On Oct 3, 2009, at 20:23, Gary Schiltz <[email protected]> wrote:

Of course, all these arguments are moot with open source licenses. But then, I wonder how many people actually make money with open source. I'm on the fence with regards to the whole open source movement. Opinions?

;; Gary


On Oct 3, 2009, at 10:24 PM, russell standish wrote:

On Sat, Oct 03, 2009 at 07:07:00PM -0700, Miles Parker wrote:

IANAL of course, but in general this situation is no different form one where ay someone has an idea, tells it to someone else, and that someone else writes a book about it. Ideas can't be copyrighted but software can; and implementations of ideas can be patented. (Yuck, though..) Am I right

No - only the ideas can be patented. The whole software patent brouha
revolves around people patenting fairly obvious software algorithms
for marginally novel uses.

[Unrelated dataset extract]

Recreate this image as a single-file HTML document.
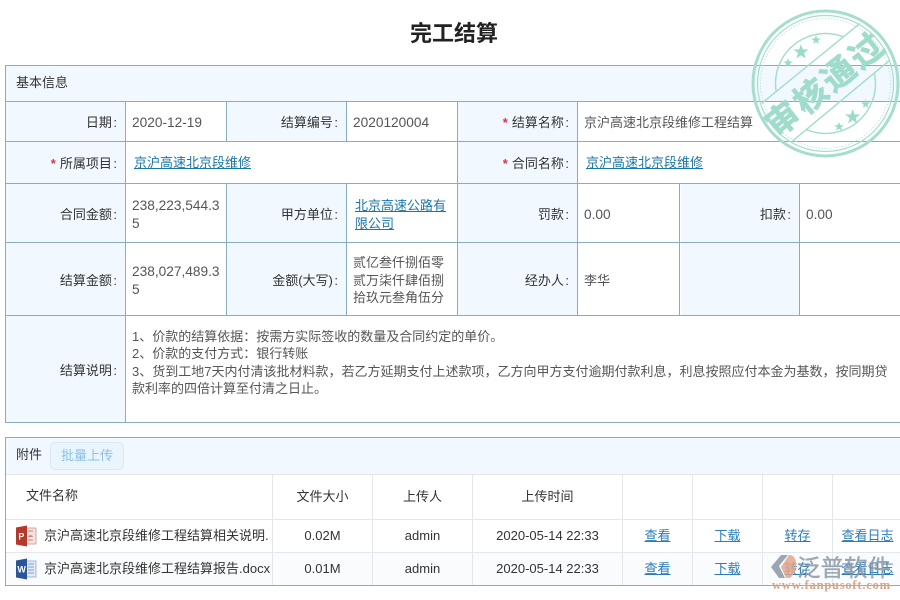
<!DOCTYPE html>
<html><head><meta charset="utf-8">
<style>
html,body{margin:0;padding:0;background:#fff;}
body{position:relative;width:900px;height:600px;overflow:hidden;font:13px/17.3px "Liberation Sans","Noto Sans CJK SC",sans-serif;color:#333;}
.a{position:absolute;box-sizing:border-box;}
.c{position:absolute;box-sizing:border-box;display:flex;align-items:center;}
.l{background:#f1f8ff;justify-content:flex-end;padding-right:8px;padding-top:3px;color:#333;}
.v{background:#fff;padding-left:6px;padding-top:3px;color:#555;}
.h{position:absolute;height:1px;background:#86aec0;left:5px;width:895px;}
.w{position:absolute;width:1px;background:#86aec0;}
.n{font-size:13.7px;line-height:18px;}
.k{margin-left:1.5px;}
a{color:#1b76a8;text-decoration:underline;}
.s{color:#d9363e;margin-right:4px;font-weight:bold;}
.g{position:absolute;background:#e3e6ea;}
.tc{position:absolute;box-sizing:border-box;display:flex;align-items:center;justify-content:center;color:#333;}
.tc a{color:#2a7db8;}
.fn{position:absolute;left:44px;width:227px;overflow:hidden;white-space:nowrap;color:#333;}
</style></head><body>
<div class="a" style="left:0;top:19px;width:908px;text-align:center;font-size:22px;line-height:30px;font-weight:bold;color:#222;">完工结算</div>

<div class="c" style="left:6px;top:66px;width:894px;height:34px;background:#f1f8ff;padding-left:10px;">基本信息</div>
<div class="a" style="left:6px;top:100px;width:894px;height:1px;background:#f1f8ff;"></div>

<div class="c l" style="left:6px;top:102px;width:119px;height:39px;">日期<span class="k">:</span></div>
<div class="c v" style="left:126px;top:102px;width:100px;height:39px;"><span class="n">2020-12-19</span></div>
<div class="c l" style="left:227px;top:102px;width:119px;height:39px;">结算编号<span class="k">:</span></div>
<div class="c v" style="left:347px;top:102px;width:110px;height:39px;"><span class="n">2020120004</span></div>
<div class="c l" style="left:458px;top:102px;width:119px;height:39px;"><span class="s">*</span>结算名称<span class="k">:</span></div>
<div class="c v" style="left:578px;top:102px;width:322px;height:39px;">京沪高速北京段维修工程结算</div>

<div class="c l" style="left:6px;top:142px;width:119px;height:41px;"><span class="s">*</span>所属项目<span class="k">:</span></div>
<div class="c v" style="left:126px;top:142px;width:331px;height:41px;padding-left:8px;padding-top:1px;"><a>京沪高速北京段维修</a></div>
<div class="c l" style="left:458px;top:142px;width:119px;height:41px;"><span class="s">*</span>合同名称<span class="k">:</span></div>
<div class="c v" style="left:578px;top:142px;width:322px;height:41px;padding-left:8px;padding-top:1px;"><a>京沪高速北京段维修</a></div>

<div class="c l" style="left:6px;top:184px;width:119px;height:58px;">合同金额<span class="k">:</span></div>
<div class="c v" style="left:126px;top:184px;width:100px;height:58px;"><span class="n">238,223,544.3<br>5</span></div>
<div class="c l" style="left:227px;top:184px;width:119px;height:58px;">甲方单位<span class="k">:</span></div>
<div class="c v" style="left:347px;top:184px;width:110px;height:58px;padding-left:8px;"><a>北京高速公路有<br>限公司</a></div>
<div class="c l" style="left:458px;top:184px;width:119px;height:58px;">罚款<span class="k">:</span></div>
<div class="c v" style="left:578px;top:184px;width:102px;height:58px;"><span class="n">0.00</span></div>
<div class="c l" style="left:681px;top:184px;width:118px;height:58px;">扣款<span class="k">:</span></div>
<div class="c v" style="left:800px;top:184px;width:100px;height:58px;"><span class="n">0.00</span></div>

<div class="c l" style="left:6px;top:243px;width:119px;height:72px;">结算金额<span class="k">:</span></div>
<div class="c v" style="left:126px;top:243px;width:100px;height:72px;"><span class="n">238,027,489.3<br>5</span></div>
<div class="c l" style="left:227px;top:243px;width:119px;height:72px;">金额(大写)<span class="k">:</span></div>
<div class="c v" style="left:347px;top:243px;width:110px;height:72px;line-height:17.5px;"><span>贰亿叁仟捌佰零<br>贰万柒仟肆佰捌<br>拾玖元叁角伍分</span></div>
<div class="c l" style="left:458px;top:243px;width:119px;height:72px;">经办人<span class="k">:</span></div>
<div class="c v" style="left:578px;top:243px;width:102px;height:72px;">李华</div>
<div class="c l" style="left:681px;top:243px;width:118px;height:72px;"></div>

<div class="c l" style="left:6px;top:316px;width:119px;height:106px;">结算说明<span class="k">:</span></div>
<div class="a" style="left:132px;top:328px;width:768px;color:#555;white-space:nowrap;">1、价款的结算依据：按需方实际签收的数量及合同约定的单价。<br>2、价款的支付方式：银行转账<br>3、货到工地7天内付清该批材料款，若乙方延期支付上述款项，乙方向甲方支付逾期付款利息，利息按照应付本金为基数，按同期贷<br>款利率的四倍计算至付清之日止。</div>

<div class="h" style="top:65px"></div>
<div class="h" style="top:101px"></div>
<div class="h" style="top:141px"></div>
<div class="h" style="top:183px"></div>
<div class="h" style="top:242px"></div>
<div class="h" style="top:315px"></div>
<div class="h" style="top:422px"></div>
<div class="w" style="left:5px;top:65px;height:358px"></div>
<div class="w" style="left:125px;top:101px;height:321px"></div>
<div class="w" style="left:226px;top:101px;height:40px"></div>
<div class="w" style="left:226px;top:183px;height:132px"></div>
<div class="w" style="left:346px;top:101px;height:40px"></div>
<div class="w" style="left:346px;top:183px;height:132px"></div>
<div class="w" style="left:457px;top:101px;height:214px"></div>
<div class="w" style="left:577px;top:101px;height:214px"></div>
<div class="w" style="left:679px;top:183px;height:132px"></div>
<div class="w" style="left:799px;top:183px;height:132px"></div>

<!-- attachments -->
<div class="a" style="left:6px;top:438px;width:894px;height:36px;background:#f1f8ff;"></div>
<div class="a" style="left:16px;top:446px;">附件</div>
<div class="a" style="left:50px;top:442px;width:74px;height:28px;background:#e9f4fd;border:1px solid #d8e8f5;border-radius:5px;color:#8cc1e6;text-align:center;line-height:25px;">批量上传</div>
<div class="h" style="top:437px"></div>
<div class="w" style="left:5px;top:437px;height:149px"></div>
<div class="a" style="left:6px;top:553px;width:894px;height:32px;background:#fafbfc;"></div>
<div class="g" style="left:6px;top:474px;width:894px;height:1px"></div>
<div class="g" style="left:6px;top:519px;width:894px;height:1px"></div>
<div class="g" style="left:6px;top:552px;width:894px;height:1px"></div>
<div class="g" style="left:272px;top:475px;width:1px;height:110px"></div>
<div class="g" style="left:372px;top:475px;width:1px;height:110px"></div>
<div class="g" style="left:472px;top:475px;width:1px;height:110px"></div>
<div class="g" style="left:622px;top:475px;width:1px;height:110px"></div>
<div class="g" style="left:692px;top:475px;width:1px;height:110px"></div>
<div class="g" style="left:762px;top:475px;width:1px;height:110px"></div>
<div class="g" style="left:832px;top:475px;width:1px;height:110px"></div>
<div class="h" style="top:585px"></div>

<div class="a" style="left:26px;top:487px;">文件名称</div>
<div class="tc" style="left:273px;top:475px;width:99px;height:44px;">文件大小</div>
<div class="tc" style="left:373px;top:475px;width:99px;height:44px;">上传人</div>
<div class="tc" style="left:473px;top:475px;width:149px;height:44px;">上传时间</div>

<svg class="a" style="left:15px;top:525px" width="22" height="22" viewBox="0 0 22 22">
<rect x="9" y="3" width="12" height="16" fill="#f3e3e0" stroke="#c9867c" stroke-width=".7"/>
<path d="M13 6h5M13 15h5" stroke="#c9867c" stroke-width="1"/><path d="M13 12a2.6 2.6 0 0 1 5 0z" fill="#c9867c"/>
<path d="M1 2.5 12 .5v21L1 19.5z" fill="#b5382c"/>
<text x="3.4" y="14.5" font-size="9" font-weight="bold" fill="#fff" font-family="Liberation Sans">P</text>
</svg>
<svg class="a" style="left:15px;top:558px" width="22" height="22" viewBox="0 0 22 22">
<rect x="9" y="3" width="12" height="16" fill="#e4ebf5" stroke="#7f9cc8" stroke-width=".7"/>
<path d="M13 6h6M13 9h6M13 12h6M13 15h6" stroke="#7f9cc8" stroke-width="1"/>
<path d="M1 2.5 12 .5v21L1 19.5z" fill="#2a5699"/>
<text x="2.4" y="14.5" font-size="9" font-weight="bold" fill="#fff" font-family="Liberation Sans">W</text>
</svg>

<div class="fn" style="top:527px;">京沪高速北京段维修工程结算相关说明.</div>
<div class="fn" style="top:560px;">京沪高速北京段维修工程结算报告.docx</div>

<div class="tc" style="left:273px;top:520px;width:99px;height:32px;">0.02M</div>
<div class="tc" style="left:373px;top:520px;width:99px;height:32px;">admin</div>
<div class="tc" style="left:473px;top:520px;width:149px;height:32px;">2020-05-14 22:33</div>
<div class="tc" style="left:623px;top:520px;width:69px;height:32px;"><a>查看</a></div>
<div class="tc" style="left:693px;top:520px;width:69px;height:32px;"><a>下载</a></div>
<div class="tc" style="left:763px;top:520px;width:69px;height:32px;"><a>转存</a></div>
<div class="tc" style="left:833px;top:520px;width:69px;height:32px;"><a>查看日志</a></div>

<div class="tc" style="left:273px;top:553px;width:99px;height:32px;">0.01M</div>
<div class="tc" style="left:373px;top:553px;width:99px;height:32px;">admin</div>
<div class="tc" style="left:473px;top:553px;width:149px;height:32px;">2020-05-14 22:33</div>
<div class="tc" style="left:623px;top:553px;width:69px;height:32px;"><a>查看</a></div>
<div class="tc" style="left:693px;top:553px;width:69px;height:32px;"><a>下载</a></div>
<div class="tc" style="left:763px;top:553px;width:69px;height:32px;"><a>转存</a></div>
<div class="tc" style="left:833px;top:553px;width:69px;height:32px;"><a>查看日志</a></div>

<!-- watermark -->
<svg class="a" style="left:770px;top:550px;overflow:visible;" width="130" height="50" viewBox="0 0 130 50">
<path d="M11 5h7L9 16l6 12h-6L1 17z" fill="#8b96a6" opacity=".85"/>
<path d="M19 5c5 0 7 4 7 9s-2 11-6 14h-4L11 17z" fill="#e0a48c" opacity=".85"/>
<text x="27" y="26" font-size="23.5" font-family="Noto Sans CJK SC,sans-serif" fill="#8d98a8" fill-opacity=".85" stroke="#8d98a8" stroke-width=".3">泛普软件</text>
<text x="2" y="39" font-size="12.5" font-weight="bold" textLength="118" font-family="Liberation Serif,serif" fill="#d9a488">www.fanpusoft.com</text>
</svg>

<!-- stamp -->
<svg class="a" style="left:750px;top:8px;overflow:visible;" width="150" height="150" viewBox="0 0 150 150">
<defs><mask id="m" maskUnits="userSpaceOnUse" x="-20" y="-20" width="200" height="200">
<rect x="-20" y="-20" width="200" height="200" fill="#fff"/>
<rect x="-40" y="51" width="230" height="48" fill="#000" transform="rotate(-39 75 75)"/>
</mask></defs>
<g fill="none" stroke="#a6dece">
<circle cx="75.5" cy="75.5" r="72.5" stroke-width="3"/>
<circle cx="75.5" cy="75.5" r="68" stroke-width="1.2"/>
<circle cx="75.5" cy="75.5" r="65" stroke-width="1" stroke-dasharray="1 2"/>
<circle cx="75.5" cy="75.5" r="50" stroke-width="1.5" mask="url(#m)"/>
<path d="M11.7 95.3 110 15.3M41.7 133.7 140 52" stroke-width="1.5"/>
</g>
<g fill="#9adcc8">
<polygon points="51,36 52.9,41.4 58.6,41.5 54,45 55.7,50.5 51,47.2 46.3,50.5 48,45 43.4,41.5 49.1,41.4"/>
<polygon points="38,50 39.2,53.4 42.8,53.5 39.9,55.7 40.9,59 38,57 35.1,59 36.1,55.7 33.2,53.5 36.8,53.4"/>
<polygon points="66,27 67.2,30.4 70.8,30.5 67.9,32.7 68.9,36 66,34 63.1,36 64.1,32.7 61.2,30.5 64.8,30.4"/>
<polygon points="102.7,101 104.6,106.4 110.3,106.5 105.7,110 107.4,115.5 102.7,112.2 98,115.5 99.7,110 95.1,106.5 100.8,106.4"/>
<polygon points="89,113.7 90.2,117.1 93.8,117.2 90.9,119.4 91.9,122.7 89,120.7 86.1,122.7 87.1,119.4 84.2,117.2 87.8,117.1"/>
<polygon points="115.7,91 116.9,94.4 120.5,94.5 117.6,96.7 118.6,100 115.7,98 112.8,100 113.8,96.7 110.9,94.5 114.5,94.4"/>
</g>
<text x="75" y="88" text-anchor="middle" font-size="33" font-weight="bold" letter-spacing="3" fill="#a0dccb" stroke="#a0dccb" stroke-width=".8" font-family="Noto Sans CJK SC,sans-serif" transform="rotate(-39 75 75)">审核通过</text>
</svg>
</body></html>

But it is not the software itself that is
patented - if I write a piece of software that implements someone
patented algorithm, then I am potentially infringing that patent,
regardless of whether I even know the patent existed.

folks? By default the copyright is with the actual author, i.e. in this case the programer, unless there is some specific agreement otherwise. But that's just the default situation; if that's not what you want then you
guys need to come up with an agreement that specifies that you share
copyright and then make sure that the code has the appropriate notices.
That should be really straightforward.